GIVEN PROBLEM —
Leaving out all images, write out the records that follow exactly.
** START DATA SECTION **
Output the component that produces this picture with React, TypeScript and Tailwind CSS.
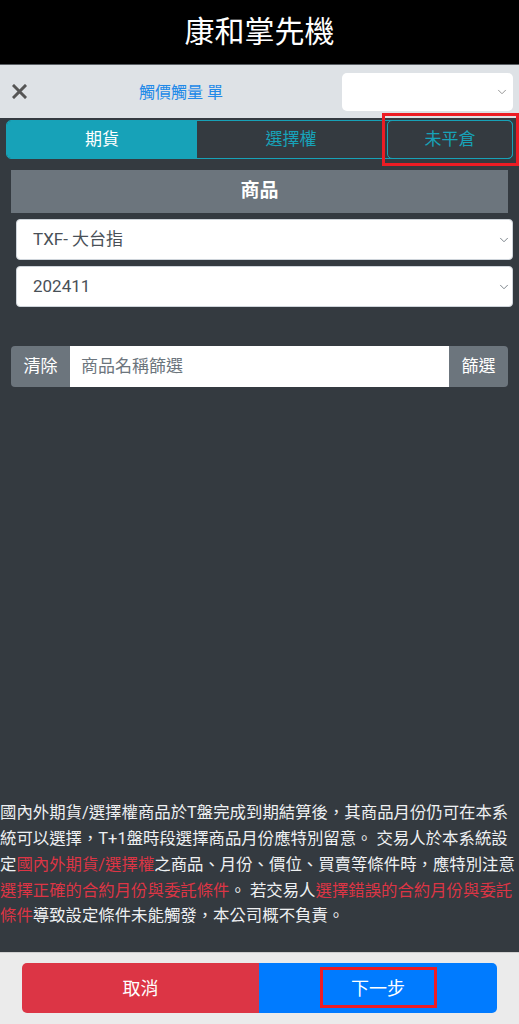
import { ChevronDown } from 'lucide-react'

const font = { fontFamily: 'Roboto, "Noto Sans CJK TC", sans-serif' }

function SelectBox({ value, className = '' }: { value: string; className?: string }) {
  return (
    <div className={`flex items-center justify-between bg-white rounded-[4px] border border-[#ced4da] ${className}`}>
      <span className="pl-[16px] text-[17px] text-[#495057]">{value}</span>
      <ChevronDown className="mr-[1px] w-[14px] h-[14px] text-[#6c757d]" strokeWidth={1.5} />
    </div>
  )
}

export default function App() {
  return (
    <div className="w-[519px] h-[1024px] flex flex-col bg-[#343a40] overflow-hidden" style={font}>
      {/* Title */}
      <div className="h-[64px] bg-black flex items-center justify-center">
        <span className="text-white text-[30px] leading-none">康和掌先機</span>
      </div>

      {/* Toolbar */}
      <div className="h-[54px] bg-[#dee2e6] flex items-center border-t border-[#5a5f64]">
        <svg className="ml-[12px] w-[15px] h-[15px]" viewBox="0 0 15 15">
          <path d="M2 2 L13 13 M13 2 L2 13" stroke="#555" strokeWidth="3" strokeLinecap="square" />
        </svg>
        <span className="ml-[112px] mt-[3px] text-[16px] text-[#2189e8]">觸價觸量 單</span>
        <div className="ml-auto mr-[6px] w-[171px] h-[38px] bg-white rounded-[5px] flex items-center justify-end">
          <ChevronDown className="mr-[4px] w-[14px] h-[14px] text-[#888]" strokeWidth={1.5} />
        </div>
      </div>

      {/* Body */}
      <div className="flex-1 flex flex-col">
        <div className="relative mx-[6px] mt-[2px] h-[39px] flex rounded-[5px] border border-[#17a2b8]">
          <div className="w-[190px] bg-[#17a2b8] rounded-l-[4px] flex items-center justify-center text-white text-[17px]">期貨</div>
          <div className="w-[188px] flex items-center justify-center text-[#17a2b8] text-[17px]">選擇權</div>
          <div className="flex-1 ml-[2px] -my-px -mr-px rounded-[5px] border border-[#17a2b8] flex items-center justify-center text-[#17a2b8] text-[17px]">未平倉</div>
          <div className="absolute left-[375px] -top-[8px] w-[137px] h-[53px] border-[3px] border-[#ec1c24]" />
        </div>

        <div className="mx-[11px] mt-[11px] h-[43px] bg-[#6c757d] flex items-center justify-center text-white text-[19px] font-bold">商品</div>

        <SelectBox value="TXF- 大台指" className="ml-[16px] mr-[6px] mt-[6px] h-[41px]" />
        <SelectBox value="202411" className="ml-[16px] mr-[6px] mt-[6px] h-[41px]" />

        <div className="mx-[11px] mt-[39px] h-[41px] flex rounded-[4px] overflow-hidden">
          <div className="w-[59px] bg-[#6c757d] flex items-center justify-center text-white text-[17px]">清除</div>
          <div className="flex-1 bg-white flex items-center pl-[11px] text-[17px] text-[#6c757d]">商品名稱篩選</div>
          <div className="w-[59px] bg-[#6c757d] flex items-center justify-center text-white text-[17px]">篩選</div>
        </div>

        <p className="mt-auto pb-[23px] text-[16.4px] leading-[25.7px] text-[#eef0f2]">
          國內外期貨/選擇權商品於T盤完成到期結算後，其商品月份仍可在本系統可以選擇，T+1盤時段選擇商品月份應特別留意。 交易人於本系統設定
          <span className="text-[#dc3545]">國內外期貨/選擇權</span>
          之商品、月份、價位、買賣等條件時，應特別注意
          <span className="text-[#dc3545]">選擇正確的合約月份與委託條件</span>
          。 若交易人
          <span className="text-[#dc3545]">選擇錯誤的合約月份與委託條件</span>
          導致設定條件未能觸發，本公司概不負責。
        </p>
      </div>

      {/* Footer */}
      <div className="h-[72px] bg-[#ebebeb] border-t border-[#d0d0d0] flex items-start pt-[10px] px-[22px]">
        <div className="flex-1 h-[50px] flex rounded-[5px] overflow-hidden">
          <div className="w-[237px] bg-[#dc3545] flex items-center justify-center text-white text-[18px]">取消</div>
          <div className="relative flex-1 bg-[#007bff] flex items-center justify-center text-white text-[18px]">
            下一步
            <div className="absolute left-[61px] top-[4px] w-[117px] h-[41px] border-[3px] border-[#ec1c24]" />
          </div>
        </div>
      </div>
    </div>
  )
}
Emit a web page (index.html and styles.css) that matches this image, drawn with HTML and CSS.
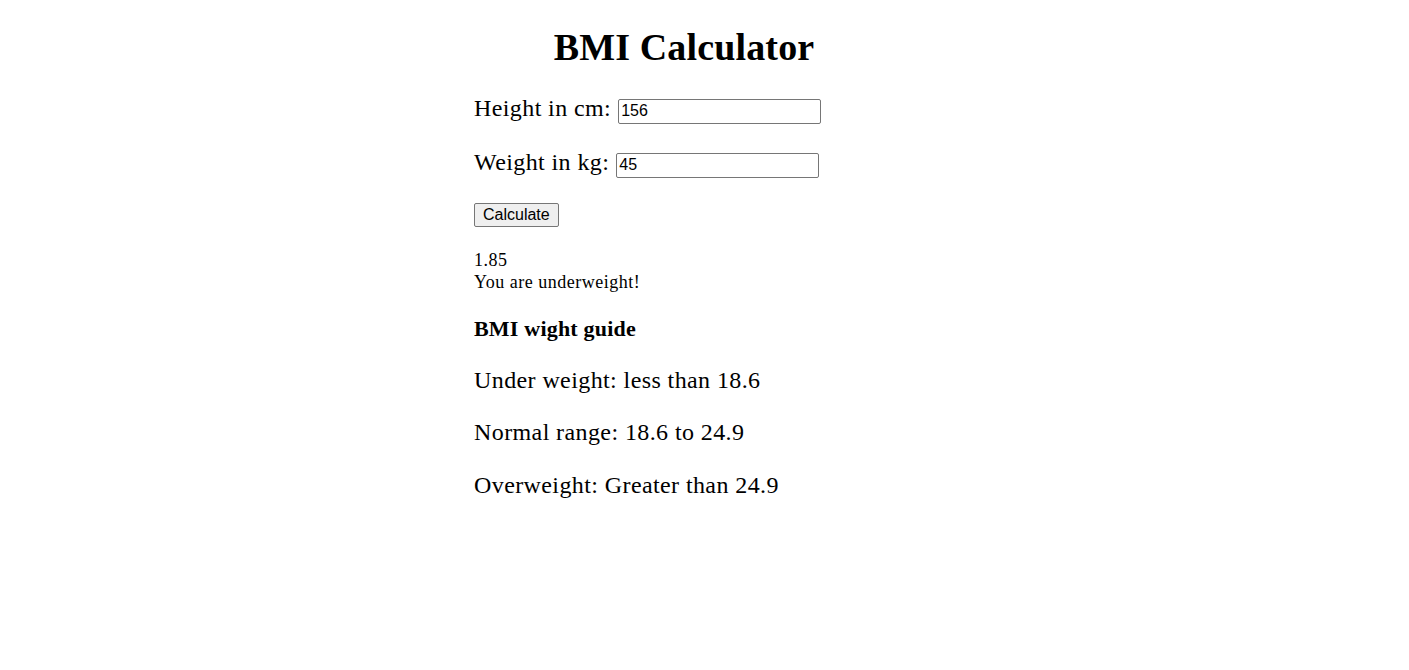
FILE: index.html
```html
<!DOCTYPE html>
<html>
<head>
<meta charset="utf-8">
<title>BMI Calculator</title>
<link rel="stylesheet" href="styles.css">
</head>
<body>
<div class="app">
  <h1 class="title">BMI Calculator</h1>
  <div class="field field-first"><label class="field-label">Height in cm:</label><input class="num" type="text" value="156"></div>
  <div class="field"><label class="field-label">Weight in kg:</label><input class="num" type="text" value="45"></div>
  <div class="actions"><button class="btn">Calculate</button></div>
  <div class="result">
    <div>1.85</div>
    <div>You are underweight!</div>
  </div>
  <h3 class="guide-title">BMI wight guide</h3>
  <p class="guide-item">Under weight: less than 18.6</p>
  <p class="guide-item">Normal range: 18.6 to 24.9</p>
  <p class="guide-item">Overweight: Greater than 24.9</p>
</div>
</body>
</html>
```

FILE: styles.css
```css
html, body {
  margin: 0;
  padding: 0;
  background: #fff;
}
body {
  font-family: "Liberation Serif", "Times New Roman", serif;
  color: #000;
}
.app {
  width: 420px;
  margin-left: 474px;
  padding-top: 25px;
}
.title {
  text-align: center;
  font-size: 38px;
  line-height: 44px;
  letter-spacing: 0.15px;
  font-weight: bold;
  margin: 0;
}
.field {
  display: flex;
  align-items: flex-start;
  gap: 7px;
  height: 25px;
  margin-top: 29px;
}
.field-first {
  margin-top: 30px;
}
.field-label {
  font-size: 24px;
  line-height: 18px;
  letter-spacing: 0.4px;
  white-space: nowrap;
}
.num {
  width: 197px;
  height: 20px;
  margin: 0;
  padding: 1px 2px 2px;
  border: 1px solid #767676;
  border-radius: 2px;
  font-family: "Liberation Sans", Arial, sans-serif;
  font-size: 16px;
  color: #000;
  background: #fff;
  box-sizing: content-box;
}
.actions {
  margin-top: 25px;
  display: flex;
}
.btn {
  height: 24px;
  box-sizing: border-box;
  margin: 0;
  font-family: "Liberation Sans", Arial, sans-serif;
  font-size: 16px;
  line-height: 18px;
  padding: 0 8px;
  border: 1px solid #767676;
  border-radius: 2px;
  background: #efefef;
  color: #000;
}
.result {
  margin-top: 22px;
  font-size: 18px;
  line-height: 22px;
  letter-spacing: 0.5px;
}
.guide-title {
  font-size: 22px;
  line-height: 24px;
  letter-spacing: 0.2px;
  margin: 24px 0 0;
}
.guide-item {
  font-size: 24px;
  line-height: 28px;
  letter-spacing: 0.4px;
  margin: 24.5px 0 0;
}
```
** END DATA SECTION **
ANSWER TO THIS TASK —
Output the component that produces this picture with React, TypeScript and Tailwind CSS.
import { ChevronDown } from 'lucide-react'

const font = { fontFamily: 'Roboto, "Noto Sans CJK TC", sans-serif' }

function SelectBox({ value, className = '' }: { value: string; className?: string }) {
  return (
    <div className={`flex items-center justify-between bg-white rounded-[4px] border border-[#ced4da] ${className}`}>
      <span className="pl-[16px] text-[17px] text-[#495057]">{value}</span>
      <ChevronDown className="mr-[1px] w-[14px] h-[14px] text-[#6c757d]" strokeWidth={1.5} />
    </div>
  )
}

export default function App() {
  return (
    <div className="w-[519px] h-[1024px] flex flex-col bg-[#343a40] overflow-hidden" style={font}>
      {/* Title */}
      <div className="h-[64px] bg-black flex items-center justify-center">
        <span className="text-white text-[30px] leading-none">康和掌先機</span>
      </div>

      {/* Toolbar */}
      <div className="h-[54px] bg-[#dee2e6] flex items-center border-t border-[#5a5f64]">
        <svg className="ml-[12px] w-[15px] h-[15px]" viewBox="0 0 15 15">
          <path d="M2 2 L13 13 M13 2 L2 13" stroke="#555" strokeWidth="3" strokeLinecap="square" />
        </svg>
        <span className="ml-[112px] mt-[3px] text-[16px] text-[#2189e8]">觸價觸量 單</span>
        <div className="ml-auto mr-[6px] w-[171px] h-[38px] bg-white rounded-[5px] flex items-center justify-end">
          <ChevronDown className="mr-[4px] w-[14px] h-[14px] text-[#888]" strokeWidth={1.5} />
        </div>
      </div>

      {/* Body */}
      <div className="flex-1 flex flex-col">
        <div className="relative mx-[6px] mt-[2px] h-[39px] flex rounded-[5px] border border-[#17a2b8]">
          <div className="w-[190px] bg-[#17a2b8] rounded-l-[4px] flex items-center justify-center text-white text-[17px]">期貨</div>
          <div className="w-[188px] flex items-center justify-center text-[#17a2b8] text-[17px]">選擇權</div>
          <div className="flex-1 ml-[2px] -my-px -mr-px rounded-[5px] border border-[#17a2b8] flex items-center justify-center text-[#17a2b8] text-[17px]">未平倉</div>
          <div className="absolute left-[375px] -top-[8px] w-[137px] h-[53px] border-[3px] border-[#ec1c24]" />
        </div>

        <div className="mx-[11px] mt-[11px] h-[43px] bg-[#6c757d] flex items-center justify-center text-white text-[19px] font-bold">商品</div>

        <SelectBox value="TXF- 大台指" className="ml-[16px] mr-[6px] mt-[6px] h-[41px]" />
        <SelectBox value="202411" className="ml-[16px] mr-[6px] mt-[6px] h-[41px]" />

        <div className="mx-[11px] mt-[39px] h-[41px] flex rounded-[4px] overflow-hidden">
          <div className="w-[59px] bg-[#6c757d] flex items-center justify-center text-white text-[17px]">清除</div>
          <div className="flex-1 bg-white flex items-center pl-[11px] text-[17px] text-[#6c757d]">商品名稱篩選</div>
          <div className="w-[59px] bg-[#6c757d] flex items-center justify-center text-white text-[17px]">篩選</div>
        </div>

        <p className="mt-auto pb-[23px] text-[16.4px] leading-[25.7px] text-[#eef0f2]">
          國內外期貨/選擇權商品於T盤完成到期結算後，其商品月份仍可在本系統可以選擇，T+1盤時段選擇商品月份應特別留意。 交易人於本系統設定
          <span className="text-[#dc3545]">國內外期貨/選擇權</span>
          之商品、月份、價位、買賣等條件時，應特別注意
          <span className="text-[#dc3545]">選擇正確的合約月份與委託條件</span>
          。 若交易人
          <span className="text-[#dc3545]">選擇錯誤的合約月份與委託條件</span>
          導致設定條件未能觸發，本公司概不負責。
        </p>
      </div>

      {/* Footer */}
      <div className="h-[72px] bg-[#ebebeb] border-t border-[#d0d0d0] flex items-start pt-[10px] px-[22px]">
        <div className="flex-1 h-[50px] flex rounded-[5px] overflow-hidden">
          <div className="w-[237px] bg-[#dc3545] flex items-center justify-center text-white text-[18px]">取消</div>
          <div className="relative flex-1 bg-[#007bff] flex items-center justify-center text-white text-[18px]">
            下一步
            <div className="absolute left-[61px] top-[4px] w-[117px] h-[41px] border-[3px] border-[#ec1c24]" />
          </div>
        </div>
      </div>
    </div>
  )
}
Emit a web page (index.html and styles.css) that matches this image, drawn with HTML and CSS.
FILE: index.html
```html
<!DOCTYPE html>
<html>
<head>
<meta charset="utf-8">
<title>BMI Calculator</title>
<link rel="stylesheet" href="styles.css">
</head>
<body>
<div class="app">
  <h1 class="title">BMI Calculator</h1>
  <div class="field field-first"><label class="field-label">Height in cm:</label><input class="num" type="text" value="156"></div>
  <div class="field"><label class="field-label">Weight in kg:</label><input class="num" type="text" value="45"></div>
  <div class="actions"><button class="btn">Calculate</button></div>
  <div class="result">
    <div>1.85</div>
    <div>You are underweight!</div>
  </div>
  <h3 class="guide-title">BMI wight guide</h3>
  <p class="guide-item">Under weight: less than 18.6</p>
  <p class="guide-item">Normal range: 18.6 to 24.9</p>
  <p class="guide-item">Overweight: Greater than 24.9</p>
</div>
</body>
</html>
```

FILE: styles.css
```css
html, body {
  margin: 0;
  padding: 0;
  background: #fff;
}
body {
  font-family: "Liberation Serif", "Times New Roman", serif;
  color: #000;
}
.app {
  width: 420px;
  margin-left: 474px;
  padding-top: 25px;
}
.title {
  text-align: center;
  font-size: 38px;
  line-height: 44px;
  letter-spacing: 0.15px;
  font-weight: bold;
  margin: 0;
}
.field {
  display: flex;
  align-items: flex-start;
  gap: 7px;
  height: 25px;
  margin-top: 29px;
}
.field-first {
  margin-top: 30px;
}
.field-label {
  font-size: 24px;
  line-height: 18px;
  letter-spacing: 0.4px;
  white-space: nowrap;
}
.num {
  width: 197px;
  height: 20px;
  margin: 0;
  padding: 1px 2px 2px;
  border: 1px solid #767676;
  border-radius: 2px;
  font-family: "Liberation Sans", Arial, sans-serif;
  font-size: 16px;
  color: #000;
  background: #fff;
  box-sizing: content-box;
}
.actions {
  margin-top: 25px;
  display: flex;
}
.btn {
  height: 24px;
  box-sizing: border-box;
  margin: 0;
  font-family: "Liberation Sans", Arial, sans-serif;
  font-size: 16px;
  line-height: 18px;
  padding: 0 8px;
  border: 1px solid #767676;
  border-radius: 2px;
  background: #efefef;
  color: #000;
}
.result {
  margin-top: 22px;
  font-size: 18px;
  line-height: 22px;
  letter-spacing: 0.5px;
}
.guide-title {
  font-size: 22px;
  line-height: 24px;
  letter-spacing: 0.2px;
  margin: 24px 0 0;
}
.guide-item {
  font-size: 24px;
  line-height: 28px;
  letter-spacing: 0.4px;
  margin: 24.5px 0 0;
}
```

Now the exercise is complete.